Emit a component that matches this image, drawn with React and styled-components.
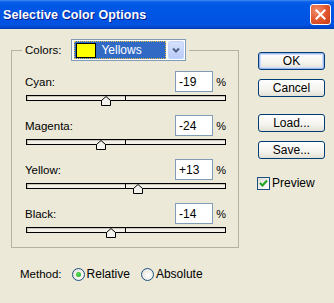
import React from 'react'
import styled, { createGlobalStyle } from 'styled-components'

const GlobalStyle = createGlobalStyle`
    body {
        margin: 0;
        background: #ECE9D8;
        font-family: "Liberation Sans", Arial, sans-serif;
        font-size: 11.5px;
        color: #000;
    }
`

const Window = styled.div`
    width: 334px;
    height: 303px;
    background: #ECE9D8;
    overflow: hidden;
`

const TitleBar = styled.div`
    height: 29px;
    display: flex;
    align-items: center;
    justify-content: space-between;
    padding: 0 2px 0 3px;
    box-sizing: border-box;
    background: linear-gradient(to bottom, #3F8CF3 0px, #0A5FE8 2px, #0058E6 5px, #0055E5 50%, #0052E0 85%, #0044C8 96%, #003AAE 100%);
`

const Title = styled.span`
    color: #fff;
    font-weight: bold;
    font-size: 12.5px;
    letter-spacing: 0.1px;
    text-shadow: 1px 1px 0 #0A1E8C;
    margin-top: 1px;
`

const CloseButton = styled.div`
    width: 21px;
    height: 21px;
    box-sizing: border-box;
    border: 1px solid #fff;
    border-radius: 3px;
    background: radial-gradient(circle at 30% 30%, #F0906E 0%, #E2582F 50%, #C53A15 100%);
    display: flex;
    align-items: center;
    justify-content: center;
    margin-right: 1px;
`

const Content = styled.div`
    display: flex;
    padding: 10px 0 0 11px;
`

const LeftColumn = styled.div`
    width: 228px;
    display: flex;
    flex-direction: column;
`

const Group = styled.fieldset`
    margin: 0;
    padding: 10px 12px 14px 13px;
    border: 1px solid #B5B2A4;
    border-radius: 0;
    display: flex;
    flex-direction: column;
    gap: 14px;
`

const Legend = styled.legend`
    padding: 0 3px;
    margin-left: -3px;
    display: flex;
    align-items: center;
    gap: 10px;
`

const Select = styled.div`
    width: 115px;
    height: 22px;
    box-sizing: border-box;
    border: 1px solid #7F9DB9;
    background: #fff;
    display: flex;
    align-items: center;
    padding: 1px 1px 1px 2px;
    gap: 2px;
`

const Selected = styled.div`
    flex: 1;
    height: 18px;
    box-sizing: border-box;
    background: #316AC5;
    outline: 1px dotted #E8C048;
    outline-offset: -1px;
    display: flex;
    align-items: center;
    padding-left: 2px;
    gap: 5px;
    color: #fff;
    font-size: 12px;
`

const Swatch = styled.span`
    width: 20px;
    height: 15px;
    box-sizing: border-box;
    border: 1px solid #000;
    background: #FFFF00;
`

const ArrowButton = styled.div`
    width: 16px;
    height: 18px;
    box-sizing: border-box;
    border-radius: 2px;
    background: linear-gradient(to bottom, #D6E1FB, #B9CCF7);
    border: 1px solid #C3D3FD;
    display: flex;
    align-items: center;
    justify-content: center;
`

const Row = styled.div`
    display: flex;
    flex-direction: column;
    gap: 3px;
`

const LabelLine = styled.div`
    display: flex;
    align-items: center;
    height: 21px;
`

const Label = styled.span`
    flex: 1;
`

const ValueBox = styled.div`
    width: 38px;
    height: 21px;
    box-sizing: border-box;
    border: 1px solid #7F9DB9;
    background: #fff;
    padding: 0 3px;
    display: flex;
    align-items: center;
    font-size: 12px;
`

const Percent = styled.span`
    width: 13px;
    text-align: right;
    font-size: 11px;
`

const Track = styled.div`
    position: relative;
    width: 200px;
    height: 6px;
    box-sizing: border-box;
    margin-left: 1px;
    border: 1px solid #000;
    background: #F2F0E8;
    box-shadow: inset 1px 1px 0 #C9C6B8;
`

const CenterTick = styled.span`
    position: absolute;
    left: 98px;
    top: -1px;
    width: 1px;
    height: 6px;
    background: #000;
`

const Thumb = styled.svg`
    position: absolute;
    top: 0px;
    width: 11px;
    height: 10px;
`

const MethodRow = styled.div`
    display: flex;
    align-items: center;
    margin-top: 19px;
    padding-left: 9px;
`

const RadioOption = styled.label`
    display: flex;
    align-items: center;
    gap: 2px;
    margin-left: ${p => p.$first ? '10px' : '11px'};
    font-size: 12px;
`

const RadioCircle = styled.span`
    width: 13px;
    height: 13px;
    box-sizing: border-box;
    border-radius: 50%;
    border: 1px solid #1C5180;
    background: radial-gradient(circle at 60% 60%, #fff 0%, #E8E7DF 70%, #D4D2C5 100%);
    display: flex;
    align-items: center;
    justify-content: center;
`

const RadioDot = styled.span`
    width: 5px;
    height: 5px;
    border-radius: 50%;
    background: radial-gradient(circle at 40% 40%, #5CE05C, #21A121);
`

const RightColumn = styled.div`
    width: 67px;
    margin-left: 19px;
    padding-top: 13px;
    display: flex;
    flex-direction: column;
`

const Button = styled.div`
    height: 18px;
    box-sizing: border-box;
    border: 1px solid #003C74;
    border-radius: 3px;
    background: linear-gradient(to bottom, #FFFFFF 0%, #F4F3EE 60%, #E3E1D6 100%);
    display: flex;
    align-items: center;
    justify-content: center;
    font-size: 12px;
    margin-top: ${p => p.$gap || 0}px;
    box-shadow: ${p => p.$default ? 'inset 0 0 0 1px #9DB8F0, inset 0 0 0 2px #CCDCFA' : 'none'};
`

const CheckRow = styled.label`
    display: flex;
    align-items: center;
    gap: 2px;
    margin-top: 17px;
    margin-left: -1px;
    font-size: 12px;
`

const CheckBox = styled.span`
    width: 13px;
    height: 13px;
    box-sizing: border-box;
    border: 1px solid #1C5180;
    background: linear-gradient(135deg, #DCDBD3, #fff);
    display: flex;
    align-items: center;
    justify-content: center;
`

const channels = [
    { name: 'Cyan:', value: -19 },
    { name: 'Magenta:', value: -24 },
    { name: 'Yellow:', value: 13 },
    { name: 'Black:', value: -14 },
]

const formatValue = (v) => (v > 0 ? `+${v}` : `${v}`)

function ChannelSlider({ name, value }) {
    return (
        <Row>
            <LabelLine>
                <Label>{name}</Label>
                <ValueBox>{formatValue(value)}</ValueBox>
                <Percent>%</Percent>
            </LabelLine>
            <Track>
                <CenterTick />
                <Thumb style={{ left: 98 + value - 5 }} viewBox="0 0 11 10">
                    <polygon points="0.5,9.5 0.5,4.5 5,0.5 9.5,4.5 9.5,9.5" fill="#F4F3EE" stroke="#000" strokeWidth="1" />
                </Thumb>
            </Track>
        </Row>
    )
}

export default function App() {
    return (
        <Window>
            <GlobalStyle />
            <TitleBar>
                <Title>Selective Color Options</Title>
                <CloseButton>
                    <svg width="11" height="11" viewBox="0 0 11 11">
                        <path d="M1.5 1.5 L9.5 9.5 M9.5 1.5 L1.5 9.5" stroke="#fff" strokeWidth="2" strokeLinecap="square" />
                    </svg>
                </CloseButton>
            </TitleBar>
            <Content>
                <LeftColumn>
                    <Group>
                        <Legend>
                            <span>Colors:</span>
                            <Select>
                                <Selected>
                                    <Swatch />
                                    <span>Yellows</span>
                                </Selected>
                                <ArrowButton>
                                    <svg width="8" height="6" viewBox="0 0 8 6">
                                        <path d="M1 1.5 L4 4.5 L7 1.5" fill="none" stroke="#4D6185" strokeWidth="2" />
                                    </svg>
                                </ArrowButton>
                            </Select>
                        </Legend>
                        {channels.map((c) => (
                            <ChannelSlider key={c.name} name={c.name} value={c.value} />
                        ))}
                    </Group>
                    <MethodRow>
                        <span>Method:</span>
                        <RadioOption $first>
                            <RadioCircle><RadioDot /></RadioCircle>
                            Relative
                        </RadioOption>
                        <RadioOption>
                            <RadioCircle />
                            Absolute
                        </RadioOption>
                    </MethodRow>
                </LeftColumn>
                <RightColumn>
                    <Button $default>OK</Button>
                    <Button $gap={9}>Cancel</Button>
                    <Button $gap={17}>Load...</Button>
                    <Button $gap={9}>Save...</Button>
                    <CheckRow>
                        <CheckBox>
                            <svg width="9" height="9" viewBox="0 0 9 9">
                                <path d="M1 4 L3.5 6.5 L8 1.5" fill="none" stroke="#21A121" strokeWidth="2" />
                            </svg>
                        </CheckBox>
                        Preview
                    </CheckRow>
                </RightColumn>
            </Content>
        </Window>
    )
}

◆ Stated goal ◆
Copy every line that includes the string "components" from the material above.

◆ Solution to the problem ◆
Emit a component that matches this image, drawn with React and styled-components.
import styled, { createGlobalStyle } from 'styled-components'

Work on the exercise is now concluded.